I know this magnificent station will be replaced someday, possibly refitting the U.S. Post Office building across the street as the entrance and concourse. I just hope that when it is some resourceful preservationist has the presence of mind to make sure these consoles don't get tossed out like old Space Invaders games, which they somewhat resemble. I spent some of the best years of my life watching them.

Monday, March 3, 2014

Warsaw 1960


Photograph by Polish painter and photographer Bolesław Omieciński (1925-2008).

Sunday, March 2, 2014

Potato Campaign

Ulica Goworka, Warsaw, 1958
For the drivers from the Provisions Cooperative, the bane of our existence was the so-called "potato campaign." In those days we had to travel the countryside for potatoes, though there was nobody to sell them to. We, the Warsaw drivers, found a con. We'd go "campaigning" with a dozen or so trucks; the better vehicles pull the weaker ones.
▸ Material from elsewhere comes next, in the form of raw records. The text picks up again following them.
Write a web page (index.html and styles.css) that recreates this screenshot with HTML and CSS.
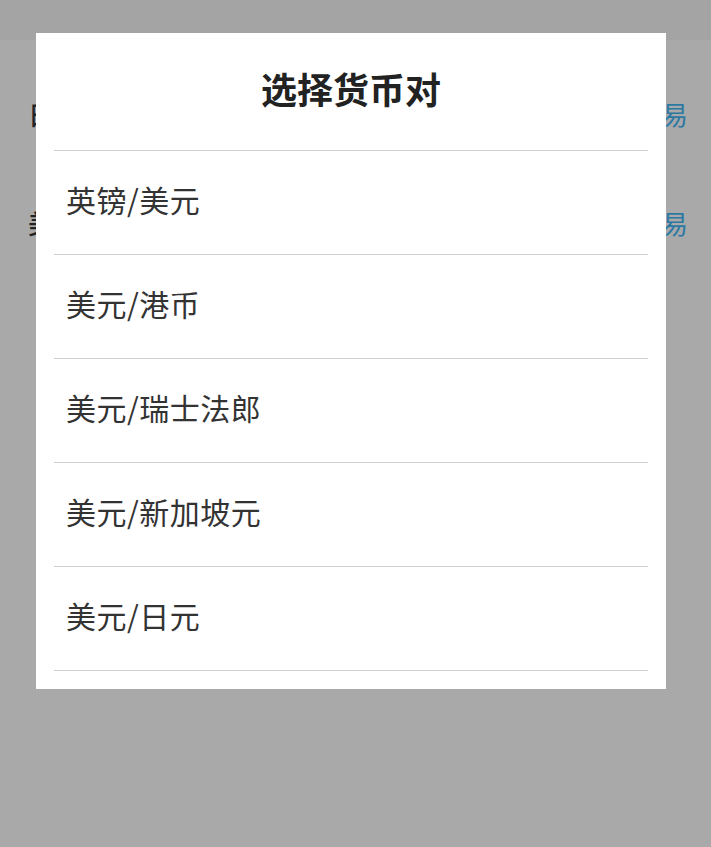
FILE: index.html
```html
<!DOCTYPE html>
<html lang="zh-CN">
<head>
<meta charset="utf-8">
<title>选择货币对</title>
<link rel="stylesheet" href="styles.css">
</head>
<body>
<div class="page">
  <div class="topbar"></div>
  <div class="rows">
    <div class="row"><span class="label">日元/美元</span><span class="action">交易</span></div>
    <div class="row"><span class="label">美元/日元</span><span class="action">交易</span></div>
  </div>
</div>
<div class="overlay"></div>
<div class="modal">
  <div class="modal-title">选择货币对</div>
  <ul class="list">
    <li class="item">英镑/美元</li>
    <li class="item">美元/港币</li>
    <li class="item">美元/瑞士法郎</li>
    <li class="item">美元/新加坡元</li>
    <li class="item">美元/日元</li>
  </ul>
</div>
</body>
</html>
```

FILE: styles.css
```css
html, body {
  margin: 0;
  padding: 0;
}
body {
  width: 711px;
  height: 847px;
  overflow: hidden;
  position: relative;
  background: #ffffff;
  font-family: "Noto Sans CJK SC", "Noto Sans", sans-serif;
}
.page {
  height: 847px;
  background: #ffffff;
}
.topbar {
  height: 40px;
  background: #f6f6f6;
}
.rows {
  padding: 21px 23px 0 28px;
}
.row {
  height: 109px;
  box-sizing: border-box;
  padding-bottom: 4px;
  display: flex;
  align-items: center;
  justify-content: space-between;
  font-size: 26px;
  color: #111;
}
.label {
  font-weight: 500;
}
.action {
  color: #1eaaf0;
}
.overlay {
  position: absolute;
  inset: 0;
  background: rgba(60, 60, 62, 0.44);
}
.modal {
  position: absolute;
  top: 33px;
  left: 36px;
  width: 630px;
  height: 656px;
  background: #ffffff;
  padding: 0 18px;
  box-sizing: border-box;
  overflow: hidden;
}
.modal-title {
  height: 118px;
  box-sizing: border-box;
  padding-bottom: 8px;
  display: flex;
  align-items: center;
  justify-content: center;
  font-size: 36px;
  font-weight: 700;
  color: #222;
  border-bottom: 1px solid #cfcfcf;
}
.list {
  list-style: none;
  margin: 0;
  padding: 0;
}
.item {
  height: 104px;
  box-sizing: border-box;
  padding: 0 0 8px 12px;
  display: flex;
  align-items: center;
  font-size: 30px;
  letter-spacing: 0.5px;
  color: #333;
  border-bottom: 1px solid #cfcfcf;
}
```
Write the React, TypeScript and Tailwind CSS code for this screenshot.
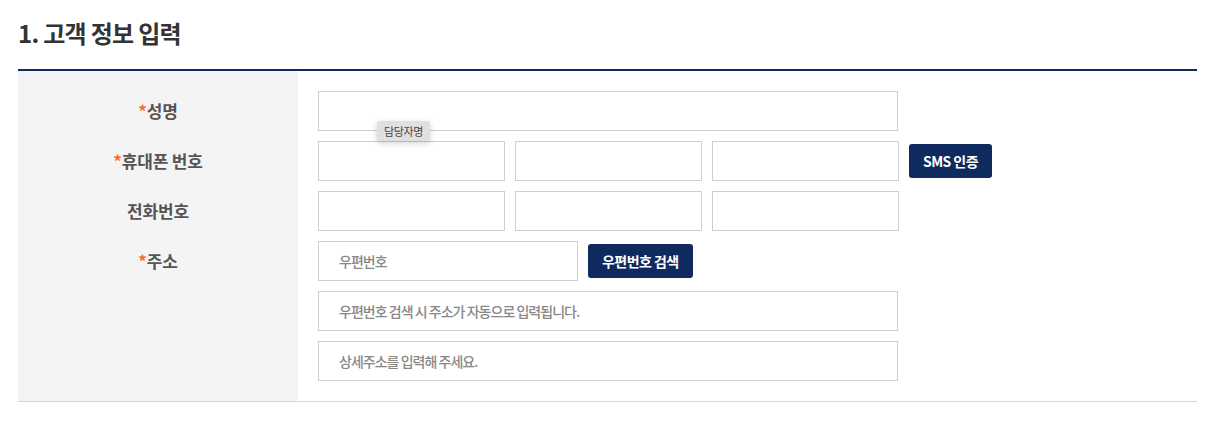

The odometer ticked off the kilometers, and then we sold the gasoline to private drivers. I was eighteen years old then. Today, I'm not ashamed of it. Let those who forced me into it be ashamed. Working fourteen hours a day, including weekends and holidays, I made about seven hundred zlotys* a month. I didn't have an apartment; I lived in a hallway. I bought my first suit at the age of twenty-two. Today I don't even need a suit. I've got nowhere to go.

From Beautiful Twentysomethings (Piękni dwudziestoletniby Marek Hłasko.

Hłasko was a Polish novelist and short story writer, born in 1934 and exiled for his writing in 1958. He died in 1969. His autobiography has just been released in English translation by Ross Ufberg by Northern Illinois University Press.

(*In 1954, 700 Polish was worth about $220.)

Saturday, March 1, 2014

Pot Holes and Cobber-Stones


Thursday morning on BQE. Roving repairs had traffic at a standstill. For a while I shared the road with Tommy Gibbs.